Office 365

For a long time, the track changes function in .docx documents could not safely be used in LibreOffice, at least not when collaborating with someone using Microsoft Word, as changes would simply disappear. Fortunately, this has since been solved. Even so, I occasionally experience formatting issues when pinging a document back and forth between the two software suites, notably in footnotes. More generally, when preparing copy for submission to a publisher you don’t want to take any chances: if they ask for a Word-formatted document, you had best do your final checks in Microsoft Office.

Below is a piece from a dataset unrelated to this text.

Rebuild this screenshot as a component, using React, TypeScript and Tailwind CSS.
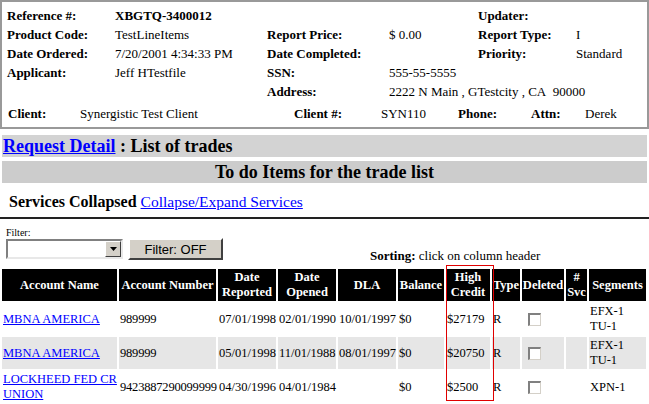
import React from "react";

const serif = "font-['Liberation_Serif','Times_New_Roman',serif]";

function Checkbox() {
  return (
    <div className="ml-[6px] w-[13px] h-[13px] bg-white border-t-2 border-l-2 border-b border-r border-t-[#808080] border-l-[#808080] border-b-[#d4d0c8] border-r-[#d4d0c8]" />
  );
}

type Trade = {
  name: string[];
  number: string;
  reported: string;
  opened: string;
  dla: string;
  balance: string;
  high: string;
  type: string;
  segments: string[];
};

const trades: Trade[] = [
  {
    name: ["MBNA AMERICA"],
    number: "989999",
    reported: "07/01/1998",
    opened: "02/01/1990",
    dla: "10/01/1997",
    balance: "$0",
    high: "$27179",
    type: "R",
    segments: ["EFX-1", "TU-1"],
  },
  {
    name: ["MBNA AMERICA"],
    number: "989999",
    reported: "05/01/1998",
    opened: "11/01/1988",
    dla: "08/01/1997",
    balance: "$0",
    high: "$20750",
    type: "R",
    segments: ["EFX-1", "TU-1"],
  },
  {
    name: ["LOCKHEED FED CR", "UNION"],
    number: "9423887290099999",
    reported: "04/30/1996",
    opened: "04/01/1984",
    dla: "",
    balance: "$0",
    high: "$2500",
    type: "R",
    segments: ["XPN-1"],
  },
];

export default function App() {
  return (
    <div className={`w-[649px] h-[404px] overflow-hidden bg-white text-black ${serif}`}>
      {/* Order summary */}
      <div className="h-[129px] border-2 border-[#999] pt-[4px] pl-[5px] text-[13px]">
        <div className="grid grid-cols-[108px_152px_122px_89px_98px_1fr] auto-rows-[19px] items-center whitespace-nowrap">
          <b>Reference #:</b>
          <b>XBGTQ-3400012</b>
          <span />
          <span />
          <b>Updater:</b>
          <span />

          <b>Product Code:</b>
          <span>TestLineItems</span>
          <b>Report Price:</b>
          <span>$ 0.00</span>
          <b>Report Type:</b>
          <span>I</span>

          <b>Date Ordered:</b>
          <span>7/20/2001 4:34:33 PM</span>
          <b>Date Completed:</b>
          <span />
          <b>Priority:</b>
          <span>Standard</span>

          <b>Applicant:</b>
          <span>Jeff HTestfile</span>
          <b>SSN:</b>
          <span>555-55-5555</span>
          <span />
          <span />

          <span />
          <span />
          <b>Address:</b>
          <span className="col-span-3">2222 N Main , GTestcity , CA&nbsp; 90000</span>
        </div>
        <div className="flex items-center h-[19px] mt-[3px] pl-[1px] whitespace-nowrap">
          <b className="w-[72px]">Client:</b>
          <span className="w-[214px]">Synergistic Test Client</span>
          <b className="w-[87px]">Client #:</b>
          <span className="w-[77px]">SYN110</span>
          <b className="w-[73px]">Phone:</b>
          <b className="w-[54px]">Attn:</b>
          <span>Derek</span>
        </div>
      </div>

      {/* Title bars */}
      <div className="mx-[2px] mt-[6px] h-[22px] bg-[#d3d3d3] pl-[1px] text-[18px] font-bold leading-[22px]">
        <a href="#" className="text-[#0000ff] underline">Request Detail</a> : List of trades
      </div>
      <div className="mx-[2px] mt-[4px] h-[22px] bg-[#cccccc] text-center text-[18px] font-bold leading-[22px]">
        To do Items for the trade list
      </div>

      <div className="mt-[10px] h-[18px] pl-[9px] text-[16px] leading-[18px]">
        <b>Services Collapsed</b>{" "}
        <a href="#" className="text-[#0000ff] underline text-[15.5px]">Collapse/Expand Services</a>
      </div>
      <div className="mt-[6px] h-[2px] bg-[#222]" />

      {/* Filter row */}
      <div className="flex items-end pl-[6px]">
        <div className="flex flex-col">
          <span className="mt-[9px] h-[10px] text-[10px] leading-[10px]">Filter:</span>
          <div className="mt-[1px] flex h-[20px] w-[117px] bg-white border-2 border-t-[#808080] border-l-[#808080] border-b-[#e8e8e8] border-r-[#e8e8e8]">
            <div className="flex-1" />
            <div className="flex w-[16px] items-center justify-center bg-[#d4d0c8] border border-t-white border-l-white border-b-[#404040] border-r-[#404040]">
              <svg width="7" height="4" viewBox="0 0 7 4">
                <path d="M0 0h7L3.5 4z" fill="#000" />
              </svg>
            </div>
          </div>
        </div>
        <button className="ml-[5px] mb-[-1px] h-[22px] w-[95px] bg-[#d4d0c8] border-2 border-t-white border-l-white border-b-[#404040] border-r-[#404040] font-['Liberation_Sans',Arial,sans-serif] text-[13px]">
          Filter: OFF
        </button>
        <div className="ml-[147px] mb-[-5px] text-[13px] leading-[16px] whitespace-nowrap">
          <b>Sorting:</b> click on column header
        </div>
      </div>

      {/* Trade table */}
      <div className="relative mt-[8px]">
        <table className="table-fixed w-[648px] border-separate border-spacing-[2px]">
          <thead>
            <tr className="h-[32px] bg-black text-white text-[12.5px] leading-[15px] font-bold">
              <th className="w-[115px] p-0">Account Name</th>
              <th className="w-[97px] p-0 whitespace-nowrap">Account Number</th>
              <th className="w-[58px] p-0">Date<br />Reported</th>
              <th className="w-[58px] p-0">Date<br />Opened</th>
              <th className="w-[58px] p-0">DLA</th>
              <th className="w-[46px] p-0">Balance</th>
              <th className="w-[44px] p-0">High<br />Credit</th>
              <th className="w-[28px] p-0">Type</th>
              <th className="w-[42px] p-0">Deleted</th>
              <th className="w-[21px] p-0">#<br />Svc</th>
              <th className="w-[57px] p-0">Segments</th>
            </tr>
          </thead>
          <tbody className="text-[12.5px] leading-[15px]">
            {trades.map((t, i) => (
              <tr key={i} className={`h-[32px] ${i === 1 ? "[&>td]:bg-[#e6e6e6]" : ""}`}>
                <td className="pl-[1px] pr-0">
                  <a href="#" className="text-[#0000ff] underline">
                    {t.name.map((n, j) => (
                      <React.Fragment key={j}>
                        {j > 0 && <br />}
                        {n}
                      </React.Fragment>
                    ))}
                  </a>
                </td>
                <td className="pl-[1px] pr-0 whitespace-nowrap tracking-[-0.2px]">{t.number}</td>
                <td className="pl-[1px] pr-0 whitespace-nowrap">{t.reported}</td>
                <td className="pl-[1px] pr-0 whitespace-nowrap">{t.opened}</td>
                <td className="pl-[1px] pr-0 whitespace-nowrap">{t.dla}</td>
                <td className="pl-[1px] pr-0">{t.balance}</td>
                <td className="pl-[1px] pr-0">{t.high}</td>
                <td className="pl-[1px] pr-0">{t.type}</td>
                <td className="p-0">
                  <Checkbox />
                </td>
                <td className="p-0" />
                <td className="pl-[1px] pr-0">
                  {t.segments.map((s, j) => (
                    <div key={j}>{s}</div>
                  ))}
                </td>
              </tr>
            ))}
          </tbody>
        </table>
        <div className="absolute left-[446px] top-[-2px] w-[48px] h-[136px] border border-[#e00000]" />
      </div>
    </div>
  );
}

For Linux users, Office 365 has long appeared to promise the solution: Microsoft functionality within the browser. If I recall correctly, when it first launched its features were still a little limited. I recently got hold of a licence through work, and they seem to have made large strides: the ribbon looks impressively comprehensive, and even the speech-to-text engine works surprisingly well without any voice training.

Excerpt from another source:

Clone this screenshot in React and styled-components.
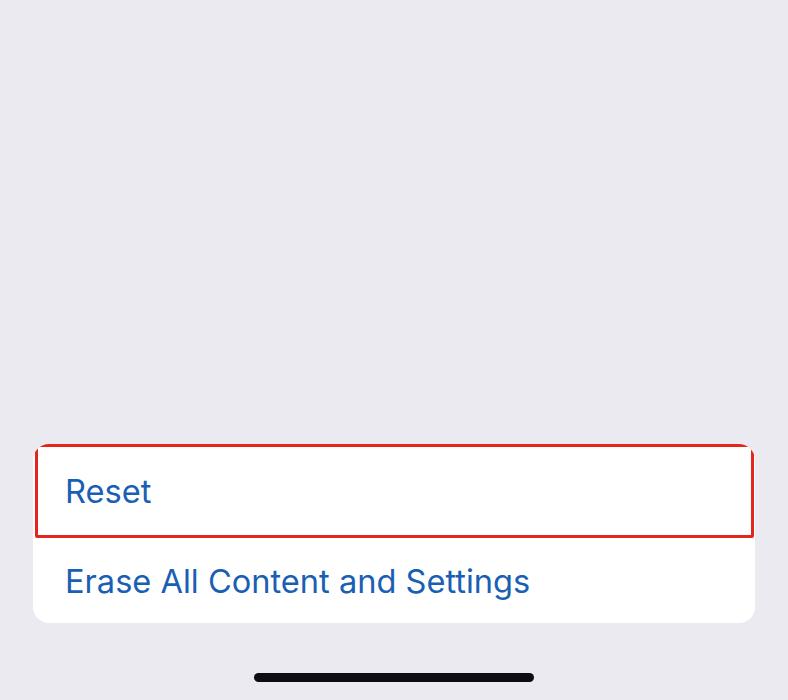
import React from "react";
import styled, { createGlobalStyle } from "styled-components";

const GlobalStyle = createGlobalStyle`
  html, body {
    margin: 0;
    padding: 0;
    background: #ebeaf0;
  }
`;

const Screen = styled.div`
  width: 788px;
  height: 700px;
  display: flex;
  flex-direction: column;
  justify-content: flex-end;
  align-items: center;
  background: #ebeaf0;
  font-family: "Inter", "Roboto", sans-serif;
`;

const Card = styled.div`
  width: 722px;
  background: #ffffff;
  border-radius: 16px;
  overflow: hidden;
  display: flex;
  flex-direction: column;
`;

const Row = styled.div`
  height: ${(p) => p.h}px;
  box-sizing: border-box;
  display: flex;
  align-items: center;
  padding-left: 32px;
  color: #1a5fb4;
  font-size: 32.6px;
  ${(p) => p.highlight && `
    border: 3px solid #e3251b;
    border-radius: 2px;
    margin: 0 1px 0 2px;
    padding-left: 27px;
  `}
`;

const HomeBar = styled.div`
  width: 280px;
  height: 9px;
  border-radius: 5px;
  background: #0d0c14;
  margin: 50px 0 18px;
`;

export default function App() {
  return (
    <Screen>
      <GlobalStyle />
      <Card>
        <Row h={94} highlight>Reset</Row>
        <Row h={85}>Erase All Content and Settings</Row>
      </Card>
      <HomeBar />
    </Screen>
  );
}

For some reason, however, the one reason to turn to Microsoft Office in the first place, collaboration, is crippled by the absence of that key function: track changes is only available in the desktop distribution. This is the more disappointing because I am actively involved in a book project with a team sufficiently large that we desperately need realtime collaboration, and the team’s technical expertise is sufficiently diverse that any solution that does not involve native .docx editing is out. There seem to be a number of commercial solutions on the market, but if Microsoft can’t get it right I’m skeptical (and I could never get the team to splash out on software). Are there any other solutions out there?